I evaluated the performance overhead of memcpy (memory copy) in both NS.EL1 (kernel module) and EL3 (arm trusted firmware):
1. I allocated two contiguous physical memory buffers A and B via Linux's CMA allocator (specifically, via cma_alloc()).
In EL1, I obtain the physical addresses of A and B: A.phys_addr = virt_to_phys(A.virt_addr), B.phys_addr = virt_to_phys(B.virt_addr),
2. In NS.EL1's kernel module, I directly use memcpy(A.virt_addr, B.virt_addr, sizeof(A)) for memory copy by passing two buffers' virtual addresses.
3. In EL3 BL31, I register a SMC handler and use memcpy(A.phys_addr, B.phys_addr, sizeof(A)) for memory copy by passing two buffers' physical addresses. Note that I initialized the page table (flat region map) of EL3 during bl31_setup and directly pass two buffers' physical addresses to perform memory copy, thus no page fault will be triggered.
4. To evaluate the overhead, I implement a function get_cycle() by reading the PMU counter register pmccntr: asm volatile("mrs %0, pmccntr_el0" : "=r" (r));
So that the cycle evaluation is like that:start = getCycle();
memcpy(A, B, ...);
end = getCycle();
cycle = end - start.
NOTE: all the cycles are calculated immediately before & after the memcpy in both EL1 and EL3 correspondingly.
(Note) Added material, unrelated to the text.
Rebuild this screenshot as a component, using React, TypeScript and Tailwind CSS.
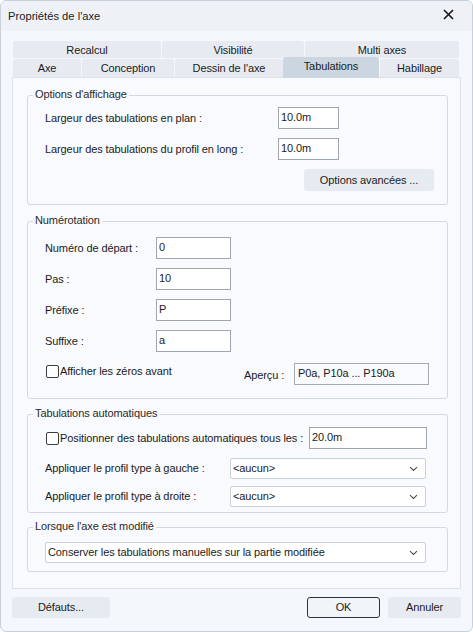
import React from "react";

function Chevron() {
  return (
    <svg width="9" height="6" viewBox="0 0 9 6" className="shrink-0">
      <path d="M1 1.2 L4.5 4.5 L8 1.2" fill="none" stroke="#4a4f57" strokeWidth="1.1" />
    </svg>
  );
}

function Select({ value, w }: { value: string; w: string }) {
  return (
    <div className={`${w} h-[21px] bg-white border border-[#c9d0d9] rounded-[2px] flex items-center justify-between pl-[2px] pr-[7px]`}>
      <span>{value}</span>
      <Chevron />
    </div>
  );
}

function Input({ value, w }: { value: string; w: string }) {
  return (
    <div className={`${w} h-[22px] bg-white border border-[#9ea6b0] flex items-center pl-[2px] pb-[2px]`}>
      <span>{value}</span>
    </div>
  );
}

function Checkbox() {
  return <div className="w-[13px] h-[13px] border border-[#3a3d42] rounded-[2px] bg-white shrink-0" />;
}

function Group({ title, className, children }: { title: string; className: string; children: React.ReactNode }) {
  return (
    <div className={`relative border border-[#d2d9e2] rounded-[3px] ${className}`}>
      <span className="absolute -top-[7px] left-[5px] px-[2px] bg-[#f8fafd] text-[#2a2a2a]">{title}</span>
      {children}
    </div>
  );
}

export default function App() {
  return (
    <div className="w-[473px] h-[632px] border border-[#c9d0da] rounded-[6px] bg-[#f4f7fb] overflow-hidden font-['Liberation_Sans',Arial,sans-serif] text-[11px] tracking-[-0.1px] text-[#1b1b1b] leading-none">
      <div className="h-[30px] bg-[#eef2f7] flex items-center justify-between pl-[7px] pr-[18px] pt-[2px]">
        <span className="text-[11.2px] tracking-[0px]">Propriétés de l'axe</span>
        <svg width="11" height="11" viewBox="0 0 11 11" className="-mt-[5px]">
          <path d="M1 1 L10 10 M10 1 L1 10" stroke="#1a1a1a" strokeWidth="1.7" />
        </svg>
      </div>
      <div className="px-[11px] pt-[10px]">
        <div className="flex gap-[1px] ml-[1px] h-[17px] mb-[1px]">
          <div className="w-[148px] bg-[#e7ebf1] rounded-t-[3px] flex items-center justify-center pt-[1px]">Recalcul</div>
          <div className="w-[142px] bg-[#e7ebf1] rounded-t-[3px] flex items-center justify-center pt-[1px]">Visibilité</div>
          <div className="w-[154px] bg-[#e7ebf1] rounded-t-[3px] flex items-center justify-center pt-[1px]">Multi axes</div>
        </div>
        <div className="flex items-start ml-[1px] h-[18px]">
          <div className="w-[68px] h-[18px] bg-[#e7ebf1] rounded-t-[3px] flex items-center justify-center">Axe</div>
          <div className="w-[92px] ml-[1px] h-[18px] bg-[#e7ebf1] rounded-t-[3px] flex items-center justify-center">Conception</div>
          <div className="w-[108px] ml-[1px] h-[18px] bg-[#e7ebf1] rounded-t-[3px] flex items-center justify-center">Dessin de l'axe</div>
          <div className="relative z-10 w-[96px] -mt-[2px] h-[21px] bg-[#ccd6e0] rounded-t-[3px] flex items-start justify-center pt-[4px]">Tabulations</div>
          <div className="w-[79px] ml-[1px] h-[18px] bg-[#e7ebf1] rounded-t-[3px] flex items-center justify-center">Habillage</div>
        </div>
        <div className="h-[512px] border border-[#dce2ea] bg-[#f8fafd] pl-[14px] pr-[12px] pt-[17px]">
          <Group title="Options d'affichage" className="pl-[17px] pr-[13px] pt-[11px] pb-[13px]">
            <div className="flex items-center">
              <span className="w-[233px]">Largeur des tabulations en plan :</span>
              <Input value="10.0m" w="w-[61px]" />
            </div>
            <div className="flex items-center mt-[9px]">
              <span className="w-[233px]">Largeur des tabulations du profil en long :</span>
              <Input value="10.0m" w="w-[61px]" />
            </div>
            <div className="flex justify-end mt-[9px]">
              <div className="w-[130px] h-[22px] bg-[#e6ebf2] rounded-[3px] flex items-center justify-center">Options avancées ...</div>
            </div>
          </Group>

          <Group title="Numérotation" className="mt-[16px] pl-[17px] pt-[15px] pb-[13px]">
            {[
              ["Numéro de départ :", "0"],
              ["Pas :", "10"],
              ["Préfixe :", "P"],
              ["Suffixe :", "a"],
            ].map(([l, v], i) => (
              <div key={l} className={`flex items-center ${i > 0 ? "mt-[9px]" : ""}`}>
                <span className="w-[111px]">{l}</span>
                <Input value={v} w="w-[75px]" />
              </div>
            ))}
            <div className="flex items-start mt-[11px]">
              <div className="w-[198px] flex items-center gap-[1px] mt-[2px] ml-[1px]">
                <Checkbox />
                <span className="-mt-[1px]">Afficher les zéros avant</span>
              </div>
              <span className="w-[50px] mt-[7px]">Aperçu :</span>
              <div className="w-[135px] h-[22px] border border-[#a2aab3] pl-[3px] pt-[4px]">P0a, P10a ... P190a</div>
            </div>
          </Group>

          <Group title="Tabulations automatiques" className="mt-[15px] pl-[17px] pt-[12px] pb-[5px]">
            <div className="flex items-center">
              <div className="w-[263px] flex items-center gap-[1px] ml-[1px]">
                <Checkbox />
                <span>Positionner des tabulations automatiques tous les :</span>
              </div>
              <Input value="20.0m" w="w-[118px]" />
            </div>
            <div className="flex items-center mt-[9px]">
              <span className="w-[185px]">Appliquer le profil type à gauche :</span>
              <Select value="<aucun>" w="w-[196px]" />
            </div>
            <div className="flex items-center mt-[7px]">
              <span className="w-[185px]">Appliquer le profil type à droite :</span>
              <Select value="<aucun>" w="w-[196px]" />
            </div>
          </Group>

          <Group title="Lorsque l'axe est modifié" className="mt-[14px] pl-[17px] pt-[14px] pb-[8px]">
            <Select value="Conserver les tabulations manuelles sur la partie modifiée" w="w-[381px]" />
          </Group>
        </div>
        <div className="flex items-center mt-[8px]">
          <div className="w-[98px] h-[21px] bg-[#e6ebf2] rounded-[3px] flex items-center justify-center">Défauts...</div>
          <div className="ml-auto w-[73px] h-[21px] border border-[#2f343a] bg-[#f1f4f8] rounded-[3px] flex items-center justify-center">OK</div>
          <div className="ml-[8px] w-[73px] h-[21px] bg-[#e6ebf2] rounded-[3px] flex items-center justify-center">Annuler</div>
        </div>
      </div>
    </div>
  );
}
I performed the evaluation on a Juno R2 board and set the memory buffer size from 4KB to 64MB.During the evaluation, I just enabled only one CPU core.This is a short summary of the results:
Counterintuitively, I find that memcpy() in EL3 is 10x slower than in NS.EL1 kernel module. Are there any possible explanations? Is this due to different cache & data coherence models in EL1 and EL3?